◆ **Given instruction**
For this exercise, repeat all of the material verbatim apart from its images.

◆ **Listed records**

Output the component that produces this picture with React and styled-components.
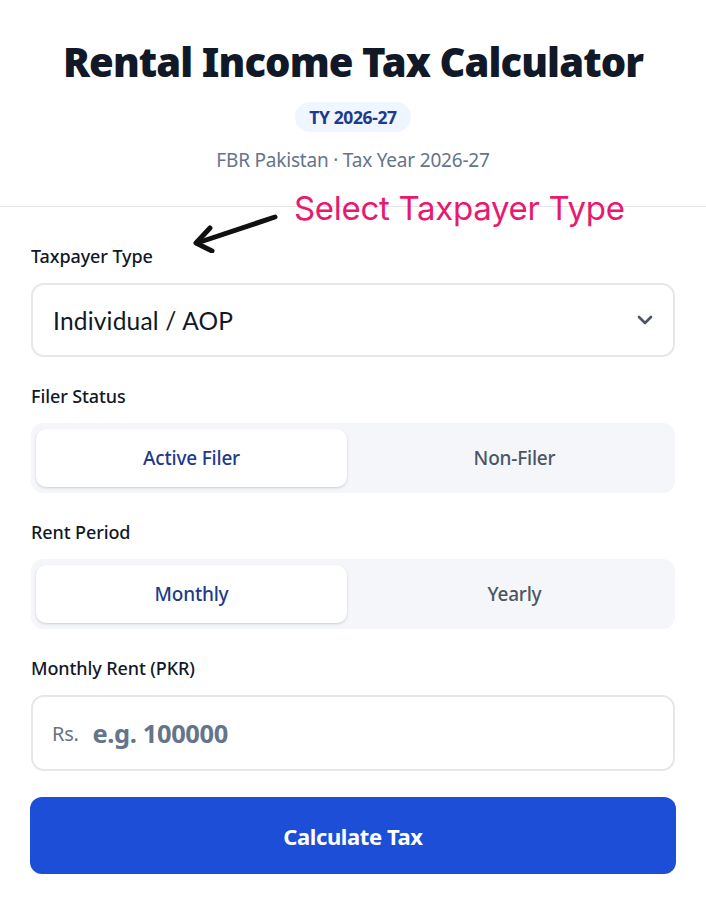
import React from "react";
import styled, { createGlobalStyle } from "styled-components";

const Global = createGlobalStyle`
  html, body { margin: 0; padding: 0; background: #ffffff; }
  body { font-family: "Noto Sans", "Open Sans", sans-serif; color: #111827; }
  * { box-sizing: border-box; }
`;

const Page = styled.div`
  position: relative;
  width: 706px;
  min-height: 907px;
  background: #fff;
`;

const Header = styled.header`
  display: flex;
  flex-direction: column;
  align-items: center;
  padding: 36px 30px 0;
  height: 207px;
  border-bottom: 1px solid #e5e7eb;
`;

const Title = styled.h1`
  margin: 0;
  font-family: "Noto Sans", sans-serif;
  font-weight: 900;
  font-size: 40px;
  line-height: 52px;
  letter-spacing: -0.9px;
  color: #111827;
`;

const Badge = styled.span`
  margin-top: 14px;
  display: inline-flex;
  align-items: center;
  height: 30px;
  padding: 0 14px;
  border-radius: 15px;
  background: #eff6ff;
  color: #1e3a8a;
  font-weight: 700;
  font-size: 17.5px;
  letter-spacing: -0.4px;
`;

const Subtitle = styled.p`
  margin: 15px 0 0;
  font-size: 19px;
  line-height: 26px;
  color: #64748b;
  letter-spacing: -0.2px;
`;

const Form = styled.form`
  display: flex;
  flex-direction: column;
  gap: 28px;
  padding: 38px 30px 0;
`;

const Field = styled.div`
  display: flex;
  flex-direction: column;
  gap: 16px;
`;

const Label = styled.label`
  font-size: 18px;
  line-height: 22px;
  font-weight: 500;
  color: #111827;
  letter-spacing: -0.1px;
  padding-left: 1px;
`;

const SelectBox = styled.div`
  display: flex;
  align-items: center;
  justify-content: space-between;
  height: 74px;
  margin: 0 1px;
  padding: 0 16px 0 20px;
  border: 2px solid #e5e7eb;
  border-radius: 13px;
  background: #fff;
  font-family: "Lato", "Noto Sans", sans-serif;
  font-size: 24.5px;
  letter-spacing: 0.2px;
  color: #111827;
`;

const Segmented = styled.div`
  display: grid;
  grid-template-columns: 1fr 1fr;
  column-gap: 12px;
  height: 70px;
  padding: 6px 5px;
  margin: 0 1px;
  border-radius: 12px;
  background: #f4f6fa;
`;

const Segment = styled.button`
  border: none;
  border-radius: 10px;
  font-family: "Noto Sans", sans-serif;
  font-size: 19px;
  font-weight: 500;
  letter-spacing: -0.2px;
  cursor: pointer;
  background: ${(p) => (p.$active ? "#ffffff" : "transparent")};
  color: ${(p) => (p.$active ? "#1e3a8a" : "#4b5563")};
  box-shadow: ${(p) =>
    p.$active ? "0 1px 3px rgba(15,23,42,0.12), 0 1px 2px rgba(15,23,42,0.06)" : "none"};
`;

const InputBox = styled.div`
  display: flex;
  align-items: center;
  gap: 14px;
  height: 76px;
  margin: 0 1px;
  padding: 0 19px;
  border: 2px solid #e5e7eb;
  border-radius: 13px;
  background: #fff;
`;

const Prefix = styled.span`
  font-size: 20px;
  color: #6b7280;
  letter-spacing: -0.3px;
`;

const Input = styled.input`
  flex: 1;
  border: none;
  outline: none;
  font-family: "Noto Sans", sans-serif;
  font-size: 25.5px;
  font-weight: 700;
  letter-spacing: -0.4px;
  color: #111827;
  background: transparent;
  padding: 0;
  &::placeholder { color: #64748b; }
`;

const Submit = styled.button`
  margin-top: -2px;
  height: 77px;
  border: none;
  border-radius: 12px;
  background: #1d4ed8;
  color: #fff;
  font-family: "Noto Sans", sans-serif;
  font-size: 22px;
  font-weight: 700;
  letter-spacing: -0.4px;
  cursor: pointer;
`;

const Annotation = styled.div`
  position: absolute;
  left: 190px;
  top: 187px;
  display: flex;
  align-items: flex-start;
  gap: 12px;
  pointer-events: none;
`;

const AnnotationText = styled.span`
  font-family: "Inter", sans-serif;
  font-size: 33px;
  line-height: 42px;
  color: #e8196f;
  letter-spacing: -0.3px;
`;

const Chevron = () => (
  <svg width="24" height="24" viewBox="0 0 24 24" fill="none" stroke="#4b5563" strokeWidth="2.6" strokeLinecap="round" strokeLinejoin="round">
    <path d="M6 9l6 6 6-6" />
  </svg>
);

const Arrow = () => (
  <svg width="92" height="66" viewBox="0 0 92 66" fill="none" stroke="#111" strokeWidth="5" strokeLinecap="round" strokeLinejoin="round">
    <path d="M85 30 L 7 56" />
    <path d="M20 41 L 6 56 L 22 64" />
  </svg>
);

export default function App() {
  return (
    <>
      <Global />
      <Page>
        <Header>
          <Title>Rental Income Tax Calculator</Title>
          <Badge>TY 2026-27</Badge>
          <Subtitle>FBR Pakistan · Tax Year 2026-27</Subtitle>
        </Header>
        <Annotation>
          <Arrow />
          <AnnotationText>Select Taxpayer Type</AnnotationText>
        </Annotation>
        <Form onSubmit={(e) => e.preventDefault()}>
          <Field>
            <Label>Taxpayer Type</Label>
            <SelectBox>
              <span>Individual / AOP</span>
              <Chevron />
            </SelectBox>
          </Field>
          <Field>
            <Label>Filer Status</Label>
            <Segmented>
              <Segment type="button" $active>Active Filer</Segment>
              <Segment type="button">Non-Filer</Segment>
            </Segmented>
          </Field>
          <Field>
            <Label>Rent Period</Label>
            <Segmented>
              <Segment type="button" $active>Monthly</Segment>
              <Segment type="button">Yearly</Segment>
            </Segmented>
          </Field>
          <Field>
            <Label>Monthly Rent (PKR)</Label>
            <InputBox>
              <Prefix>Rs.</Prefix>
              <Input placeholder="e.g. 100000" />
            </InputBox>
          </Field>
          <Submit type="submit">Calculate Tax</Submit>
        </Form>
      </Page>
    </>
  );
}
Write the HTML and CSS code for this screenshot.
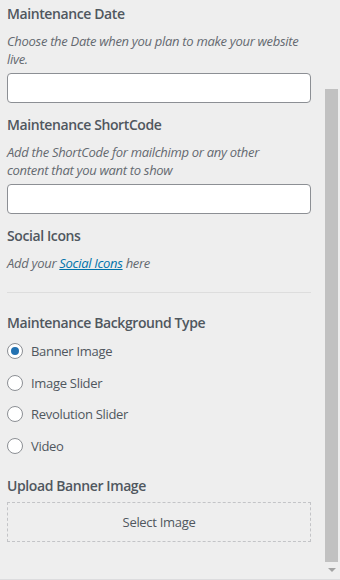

◆ **The response**
Output the component that produces this picture with React and styled-components.
import React from "react";
import styled, { createGlobalStyle } from "styled-components";

const Global = createGlobalStyle`
  html, body { margin: 0; padding: 0; background: #ffffff; }
  body { font-family: "Noto Sans", "Open Sans", sans-serif; color: #111827; }
  * { box-sizing: border-box; }
`;

const Page = styled.div`
  position: relative;
  width: 706px;
  min-height: 907px;
  background: #fff;
`;

const Header = styled.header`
  display: flex;
  flex-direction: column;
  align-items: center;
  padding: 36px 30px 0;
  height: 207px;
  border-bottom: 1px solid #e5e7eb;
`;

const Title = styled.h1`
  margin: 0;
  font-family: "Noto Sans", sans-serif;
  font-weight: 900;
  font-size: 40px;
  line-height: 52px;
  letter-spacing: -0.9px;
  color: #111827;
`;

const Badge = styled.span`
  margin-top: 14px;
  display: inline-flex;
  align-items: center;
  height: 30px;
  padding: 0 14px;
  border-radius: 15px;
  background: #eff6ff;
  color: #1e3a8a;
  font-weight: 700;
  font-size: 17.5px;
  letter-spacing: -0.4px;
`;

const Subtitle = styled.p`
  margin: 15px 0 0;
  font-size: 19px;
  line-height: 26px;
  color: #64748b;
  letter-spacing: -0.2px;
`;

const Form = styled.form`
  display: flex;
  flex-direction: column;
  gap: 28px;
  padding: 38px 30px 0;
`;

const Field = styled.div`
  display: flex;
  flex-direction: column;
  gap: 16px;
`;

const Label = styled.label`
  font-size: 18px;
  line-height: 22px;
  font-weight: 500;
  color: #111827;
  letter-spacing: -0.1px;
  padding-left: 1px;
`;

const SelectBox = styled.div`
  display: flex;
  align-items: center;
  justify-content: space-between;
  height: 74px;
  margin: 0 1px;
  padding: 0 16px 0 20px;
  border: 2px solid #e5e7eb;
  border-radius: 13px;
  background: #fff;
  font-family: "Lato", "Noto Sans", sans-serif;
  font-size: 24.5px;
  letter-spacing: 0.2px;
  color: #111827;
`;

const Segmented = styled.div`
  display: grid;
  grid-template-columns: 1fr 1fr;
  column-gap: 12px;
  height: 70px;
  padding: 6px 5px;
  margin: 0 1px;
  border-radius: 12px;
  background: #f4f6fa;
`;

const Segment = styled.button`
  border: none;
  border-radius: 10px;
  font-family: "Noto Sans", sans-serif;
  font-size: 19px;
  font-weight: 500;
  letter-spacing: -0.2px;
  cursor: pointer;
  background: ${(p) => (p.$active ? "#ffffff" : "transparent")};
  color: ${(p) => (p.$active ? "#1e3a8a" : "#4b5563")};
  box-shadow: ${(p) =>
    p.$active ? "0 1px 3px rgba(15,23,42,0.12), 0 1px 2px rgba(15,23,42,0.06)" : "none"};
`;

const InputBox = styled.div`
  display: flex;
  align-items: center;
  gap: 14px;
  height: 76px;
  margin: 0 1px;
  padding: 0 19px;
  border: 2px solid #e5e7eb;
  border-radius: 13px;
  background: #fff;
`;

const Prefix = styled.span`
  font-size: 20px;
  color: #6b7280;
  letter-spacing: -0.3px;
`;

const Input = styled.input`
  flex: 1;
  border: none;
  outline: none;
  font-family: "Noto Sans", sans-serif;
  font-size: 25.5px;
  font-weight: 700;
  letter-spacing: -0.4px;
  color: #111827;
  background: transparent;
  padding: 0;
  &::placeholder { color: #64748b; }
`;

const Submit = styled.button`
  margin-top: -2px;
  height: 77px;
  border: none;
  border-radius: 12px;
  background: #1d4ed8;
  color: #fff;
  font-family: "Noto Sans", sans-serif;
  font-size: 22px;
  font-weight: 700;
  letter-spacing: -0.4px;
  cursor: pointer;
`;

const Annotation = styled.div`
  position: absolute;
  left: 190px;
  top: 187px;
  display: flex;
  align-items: flex-start;
  gap: 12px;
  pointer-events: none;
`;

const AnnotationText = styled.span`
  font-family: "Inter", sans-serif;
  font-size: 33px;
  line-height: 42px;
  color: #e8196f;
  letter-spacing: -0.3px;
`;

const Chevron = () => (
  <svg width="24" height="24" viewBox="0 0 24 24" fill="none" stroke="#4b5563" strokeWidth="2.6" strokeLinecap="round" strokeLinejoin="round">
    <path d="M6 9l6 6 6-6" />
  </svg>
);

const Arrow = () => (
  <svg width="92" height="66" viewBox="0 0 92 66" fill="none" stroke="#111" strokeWidth="5" strokeLinecap="round" strokeLinejoin="round">
    <path d="M85 30 L 7 56" />
    <path d="M20 41 L 6 56 L 22 64" />
  </svg>
);

export default function App() {
  return (
    <>
      <Global />
      <Page>
        <Header>
          <Title>Rental Income Tax Calculator</Title>
          <Badge>TY 2026-27</Badge>
          <Subtitle>FBR Pakistan · Tax Year 2026-27</Subtitle>
        </Header>
        <Annotation>
          <Arrow />
          <AnnotationText>Select Taxpayer Type</AnnotationText>
        </Annotation>
        <Form onSubmit={(e) => e.preventDefault()}>
          <Field>
            <Label>Taxpayer Type</Label>
            <SelectBox>
              <span>Individual / AOP</span>
              <Chevron />
            </SelectBox>
          </Field>
          <Field>
            <Label>Filer Status</Label>
            <Segmented>
              <Segment type="button" $active>Active Filer</Segment>
              <Segment type="button">Non-Filer</Segment>
            </Segmented>
          </Field>
          <Field>
            <Label>Rent Period</Label>
            <Segmented>
              <Segment type="button" $active>Monthly</Segment>
              <Segment type="button">Yearly</Segment>
            </Segmented>
          </Field>
          <Field>
            <Label>Monthly Rent (PKR)</Label>
            <InputBox>
              <Prefix>Rs.</Prefix>
              <Input placeholder="e.g. 100000" />
            </InputBox>
          </Field>
          <Submit type="submit">Calculate Tax</Submit>
        </Form>
      </Page>
    </>
  );
}
Write the HTML and CSS code for this screenshot.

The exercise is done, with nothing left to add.